Stated problem
Without the pictures, extract every line from the start of the material to the line containing "import React from", both ends included.

----

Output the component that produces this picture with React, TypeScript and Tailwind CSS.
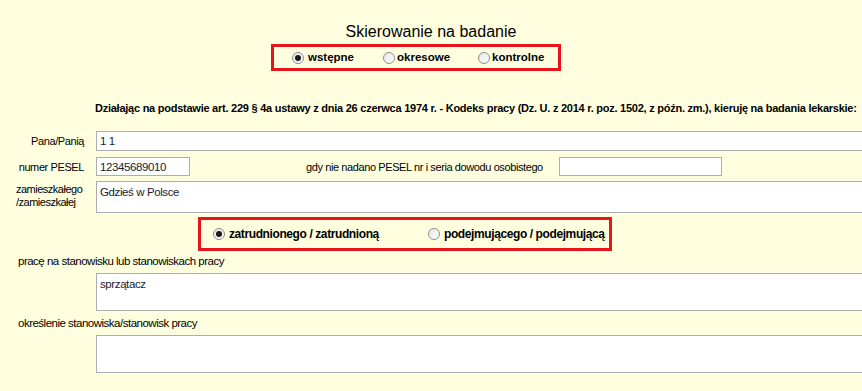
import React from "react";

// radio dot drawn like the classic Windows control
function Radio({ checked }: { checked?: boolean }) {
  return (
    <span className="relative inline-flex h-[12px] w-[12px] shrink-0 items-center justify-center rounded-full border border-[#8e8f8f] bg-gradient-to-br from-[#e6e6e6] to-white">
      {checked && <span className="h-[6px] w-[6px] rounded-full bg-[#1a1a1a]" />}
    </span>
  );
}

function Field({ value, className }: { value?: string; className: string }) {
  return (
    <div
      className={`border border-[#abadb3] bg-white pl-[3px] text-[11.5px] leading-[16px] tracking-[-0.4px] text-[#1b1b2e] ${className}`}
    >
      {value}
    </div>
  );
}

export default function App() {
  return (
    <div className="h-[391px] w-[862px] overflow-hidden bg-[#ffffe0] font-['Liberation_Sans',Arial,sans-serif] text-black">
      {/* title */}
      <h1 className="pt-[23px] text-center text-[16px] leading-[18px] font-normal">
        Skierowanie na badanie
      </h1>

      {/* type of examination */}
      <div className="ml-[271px] mt-[3px] flex h-[27px] w-[290px] items-center border-[3px] border-[#e8141c] pl-[18px] text-[11.5px] font-bold">
        <label className="flex w-[91px] shrink-0 items-center gap-[4px]">
          <Radio checked />
          wstępne
        </label>
        <label className="flex w-[95px] shrink-0 items-center gap-[2px]">
          <Radio />
          okresowe
        </label>
        <label className="flex shrink-0 items-center gap-[2px]">
          <Radio />
          kontrolne
        </label>
      </div>

      <p className="ml-[95px] mt-[30px] whitespace-nowrap text-[11px] leading-[14px] font-bold tracking-[-0.25px]">
        Działając na podstawie art. 229 § 4a ustawy z dnia 26 czerwca 1974 r. - Kodeks pracy (Dz. U. z 2014 r. poz. 1502, z późn. zm.), kieruję na badania lekarskie:
      </p>

      <div className="text-[11px] leading-[14px] tracking-[-0.4px]">
        <div className="mt-[16px] flex items-center">
          <span className="w-[84px] shrink-0 text-right">Pana/Panią</span>
          <Field value="1 1" className="ml-[12px] h-[20px] w-[800px] shrink-0 pt-[1px]" />
        </div>

        <div className="mt-[6px] flex items-center">
          <span className="w-[84px] shrink-0 text-right">numer PESEL</span>
          <Field value="12345689010" className="ml-[12px] h-[19px] w-[94px] shrink-0 pt-[1px]" />
          <span className="ml-[116px] w-[241px] shrink-0 whitespace-nowrap">
            gdy nie nadano PESEL nr i seria dowodu osobistego
          </span>
          <Field className="ml-[12px] h-[19px] w-[163px] shrink-0" />
        </div>

        <div className="mt-[5px] flex items-start">
          <span className="ml-[16px] mt-[2px] w-[68px] shrink-0 leading-[13px] tracking-[-0.5px]">
            zamieszkałego /zamieszkałej
          </span>
          <Field value="Gdzieś w Polsce" className="ml-[12px] h-[32px] w-[800px] shrink-0 pt-[2px]" />
        </div>

        {/* employment status */}
        <div className="ml-[198px] mt-[4px] flex h-[34px] w-[414px] items-center border-[3px] border-[#e8141c] pl-[12px] text-[12px] font-bold tracking-[-0.4px]">
          <label className="flex w-[215px] shrink-0 items-center gap-[4px] whitespace-nowrap">
            <Radio checked />
            zatrudnionego / zatrudnioną
          </label>
          <label className="flex shrink-0 items-center gap-[4px] whitespace-nowrap">
            <Radio />
            podejmującego / podejmującą
          </label>
        </div>

        <p className="ml-[18px] mt-[3px] text-[11.5px] tracking-[-0.5px]">pracę na stanowisku lub stanowiskach pracy</p>
        <Field value="sprzątacz" className="ml-[96px] mt-[5px] h-[38px] w-[800px] pt-[2px]" />

        <p className="ml-[18px] mt-[5px] text-[11.5px] tracking-[-0.5px]">określenie stanowiska/stanowisk pracy</p>
        <Field className="ml-[96px] mt-[5px] h-[38px] w-[800px]" />
      </div>
    </div>
  );
}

----

Response to the task
Output the component that produces this picture with React, TypeScript and Tailwind CSS.
import React from "react";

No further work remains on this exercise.